4.1 Text in R

R sees any form of text as a vector consisting of different types of characters. In their simplest form, these vectors only have a single character in them. At their most complicated, they can contain many sentences or even whole stories. To see how many characters a vector has, we can use the nchar function:

vector1 <- "This is the first of our character vectors"
nchar(vector1)
## [1] 42
length(vector1)
## [1] 1

This example also shows the logic of R. First, we assign the text we have to a certain object. We do so using the <- arrow. This arrow points from the text we have to the object R stores it in, which we here call vector1. We then ask R to give us the number of characters inside this object, which is 40 in this case. The length command returns something else, namely 1. This means that we have a single sentence, or word, in our object. If we want to, we can place more sentences inside our object using the c() option:

vector2 <- c("This is an example", "This is another", "And so we can go on.")
length(vector2)
## [1] 3
nchar(vector2)
## [1] 18 15 20
sum(nchar(vector2))
## [1] 53

Another thing we can do is extract certain words from a sentence. For this, we use the substr() function. With this function, R gives us all the characters that occur between two specific positions. So, when we want the characters between the 4th and 10th characters, we write:

vector3 <- "This is yet another sentence"
substr(vector3, 4, 10)
## [1] "s is ye"

We can also split a character vector into smaller parts. We often do this when we want to split a longer text into several sentences. To do so, we use the strsplit function:

vector3 <- "Here is a sentence - And a second"
parts1 <- strsplit(vector3, "-")
parts1
## [[1]]
## [1] "Here is a sentence " " And a second"

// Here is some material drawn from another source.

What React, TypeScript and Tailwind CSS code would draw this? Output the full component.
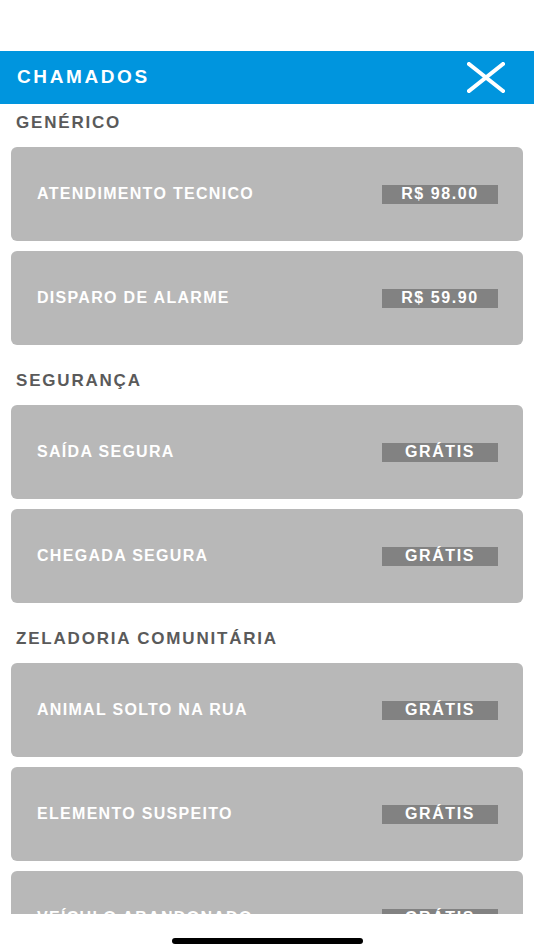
const sections = [
  {
    title: "GENÉRICO",
    items: [
      { name: "ATENDIMENTO TECNICO", price: "R$ 98.00" },
      { name: "DISPARO DE ALARME", price: "R$ 59.90" },
    ],
  },
  {
    title: "SEGURANÇA",
    items: [
      { name: "SAÍDA SEGURA", price: "GRÁTIS" },
      { name: "CHEGADA SEGURA", price: "GRÁTIS" },
    ],
  },
  {
    title: "ZELADORIA COMUNITÁRIA",
    items: [
      { name: "ANIMAL SOLTO NA RUA", price: "GRÁTIS" },
      { name: "ELEMENTO SUSPEITO", price: "GRÁTIS" },
      { name: "VEÍCULO ABANDONADO", price: "GRÁTIS" },
    ],
  },
];

export default function App() {
  return (
    <div
      className="relative h-[950px] w-[534px] overflow-hidden bg-white"
      style={{ fontFamily: '"Liberation Sans", Arial, sans-serif' }}
    >
      {/* status bar space */}
      <div className="h-[51px]" />

      {/* header */}
      <div className="flex h-[53px] items-center justify-between bg-[#0095de] pl-[17px] pr-[29px]">
        <h1 className="text-[19px] font-bold tracking-[2.6px] text-white">CHAMADOS</h1>
        <svg width="38" height="31" viewBox="0 0 38 31" fill="none">
          <path d="M2 2L36 29M36 2L2 29" stroke="white" strokeWidth="4" strokeLinecap="square" />
        </svg>
      </div>

      {/* list */}
      <div className="flex flex-col px-[11px] pt-[7px]">
        {sections.map((s, i) => (
          <div key={s.title} className={i === 0 ? "" : "mt-[24px]"}>
            <div className="h-[24px] pl-[5px] text-[17px] leading-[24px] font-bold tracking-[1.8px] text-[#5a5a5a]">
              {s.title}
            </div>
            <div className="mt-[12px] flex flex-col gap-[10px]">
              {s.items.map((it) => (
                <div
                  key={it.name}
                  className="flex h-[94px] items-center justify-between rounded-[6px] bg-[#b8b8b8] pl-[26px] pr-[25px]"
                >
                  <span className="text-[16px] font-bold tracking-[1.3px] text-white">{it.name}</span>
                  <span className="flex h-[19px] w-[116px] items-center justify-center bg-[#828282] text-[16px] font-bold tracking-[1.6px] text-white">
                    {it.price}
                  </span>
                </div>
              ))}
            </div>
          </div>
        ))}
      </div>

      {/* home indicator */}
      <div className="absolute bottom-0 left-0 right-0 flex h-[36px] justify-center bg-white pt-[24px]">
        <div className="h-[6px] w-[191px] rounded-full bg-black" />
      </div>
    </div>
  );
}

If we now look in the Environment window, we will see that R calls parts1 a list. This is another type of object that R uses to store information. We will see it more often later on. For now, it is good to remember that lists in R can have many vectors (the layers of the list) and that in each of these vectors we can store many objects. Here, our list has only a single vector. To create a longer list, we have to add more vectors, and then join them together, again using the c() command:

vector4 <- "Here is another sentence - And one more"
parts2 <- strsplit(vector4, "-")
parts3 <- c(parts1, parts2)

We can now look at this new list in the Environment and check that it indeed has two elements. A further thing we can do is to join many vectors together. For this, we can use the paste function. Here, the sep argument defines how R will combine the elements:

fruits <- paste("oranges", "lemons", "pears", sep = "-")
fruits
## [1] "oranges-lemons-pears"

Note that we can also use this command that pastes objects that we made earlier together. For example:

sentences <- paste(vector3, vector4, sep = ".")
sentences
## [1] "Here is a sentence - And a second.Here is another sentence - And one more"

Finally, we can change the case (lowercase, uppercase) of the sentence. To do this, we can use tolower and toupper:

tolower(sentences)
## [1] "here is a sentence - and a second.here is another sentence - and one more"
toupper(sentences)
## [1] "HERE IS A SENTENCE - AND A SECOND.HERE IS ANOTHER SENTENCE - AND ONE MORE"

Again, we can also run the same command when we have more than a single element in our vector:

sentences2 <- c("This is a piece of example text", "This is another piece of example text")
toupper(sentences2)
## [1] "THIS IS A PIECE OF EXAMPLE TEXT"      
## [2] "THIS IS ANOTHER PIECE OF EXAMPLE TEXT"
tolower(sentences2)
## [1] "this is a piece of example text"      
## [2] "this is another piece of example text"

And that is it. As you can see, the options for text analysis in basic R are rather limited. This is why packages such as quanteda exist in the first place. Note though, that even quanteda uses the same logic of character vectors and combinations that we saw here.